Octubre de 2012 y octubre de 2023 comparten una serie de similitudes que han sido una constante a lo largo de los años. El régimen que administra el Estado despliega un patrón claro: imposición de alguna ley, seguida de protestas pacíficas y, finalmente, una represión brutal. Los discursos de odio actúan como un hilo conductor en esta dinámica.
En tan solo 37 minutos, la Asamblea Nacional aprobó la venta de tierras del Estado en la Zona Libre de Colón el 19 de octubre de 2012. Horas más tarde, el presidente Ricardo Martinelli sancionó la ley. Durante la sesión extraordinaria, mientras la oposición protestaba, Sergio Gálvez, presidente de la Asamblea, sentenció la frase: “A llorar al cementerio”.
Esa frase resonó como un eco horrendo durante todo el conflicto. Aquel 19 de octubre, murió un niño de 9 años, y el Secretario de Comunicación del gobierno, Luis Camacho, sin esperar las investigaciones pertinentes, aseguró que era responsabilidad de “grupos antisociales”.
La ciudad de Colón ha sido estigmatizada como una urbe violenta, tomada por las pandillas, grupos antisociales y el crimen organizado. Los discursos de odio difundidos durante tantos años contra la población colonense se utilizaron para legitimar la escalada de la violencia. El presidente Ricardo Martinelli afirmó que había “agitadores profesionales que azuzan las protestas y actos vandálicos por motivos políticos, con el fin de crear el caos”.
Las personas que vivían en Colón eran consideradas vándalos a quienes había que disparar con 9 mm, escopeta 12 y fusiles automáticos AK-47. No importaba si era una mujer joven regresando a su casa después de trabajar, un adolescente que salió con su mamá a comprar al supermercado, o una niña que estaba en su departamento de la multifamiliar; nada importaba porque los discursos de odio dan carta abierta a la violencia policial.
El 20 de octubre de 2023, en tan solo 48 horas, se aprobó y sancionó la ley 406 del contrato minero. Cada día, una parte significativa de la población a nivel nacional se sumaba a la lucha popular por la defensa de la soberanía, de la tierra y el agua.
Entonces, los discursos de odio entraron en funcionamiento. El Consejo Nacional de la Empresa Privada declaró: “Grupos radicales con intereses políticos nos tienen ‘secuestrados’”. Rápidamente, en redes sociales y empresas de comunicación se difundió la idea de que toda persona que protesta es un delincuente y que por portar una bandera de Panamá podrías ir a prisión. “La izquierda organizada como los ambientalistas generaron del tema una crisis”, afirmó el periodista Edwin Cabrera.

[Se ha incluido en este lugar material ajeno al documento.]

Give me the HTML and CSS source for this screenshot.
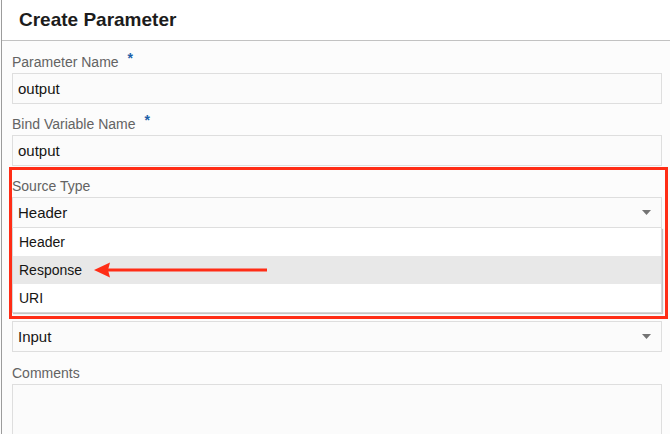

Se repetía una y otra vez que quienes protestaban eran los culpables de la situación. Laurentino Cortizo adoptó la estrategia de Martinelli y decidió reprimir violentamente las protestas bajo el lema “No toleraré vandalismo”.
Los discursos de odio no solo perpetúan la violencia estatal, sino que, según el Laboratorio de Estudios sobre Democracia y Autoritarismos (LEDA), “generan, con frecuencia, un clima cultural de intolerancia y odio y, en ciertos contextos, pueden provocar en la sociedad civil prácticas agresivas, segregacionistas o genocidas”. Estas cosas parecen imposibles hasta que ocurren. Quienes protestaban contra el contrato minero en octubre y noviembre de 2023 nunca imaginaron encontrarse con un hombre armado que, saliendo de su vehículo, les disparó mortalmente a dos docentes. Tampoco anticiparon la amenaza de un empresario hacia mujeres campesinas en Cañazas, ni que otro hombre armado exigiera con amenazas la apertura de las vías en Penonomé, ni la agresión del alcalde de Tierras Altas contra manifestantes indígenas, ni el violento atropello de un hombre, que con un carro, atravesó una protesta e hirió de muerte a un docente indígena.
Trece años antes de estos hechos, el actual presidente alimentaba los discursos de odio contra los pueblos indígenas. El 11 de julio de 2010, José Raúl Mulino, quien entonces era Ministro de Seguridad, acusó a los sindicatos de “emborrachar a indígenas para que protesten y de instigar a la desestabilización en todo el país”.
Los discursos de odio etiquetan a individuos como manipulables, ignorantes, delincuentes, secuestradores, terroristas, etc. Estas narrativas deshumanizan, contribuyendo a silenciar a ciertos grupos sociales y así socavar directamente la democracia.
La sistemática violación de los derechos humanos en Panamá evidencia que “la fórmula” del régimen consiste en sostener un modelo de país extractivista. Para lograrlo, busca que ignoremos y olvidemos la impunidad del Estado, normalizando la violencia contra quienes exigen respeto a los derechos y bienes comunes.
La autora es miembro de la Comisión Nacional de Derechos Humanos.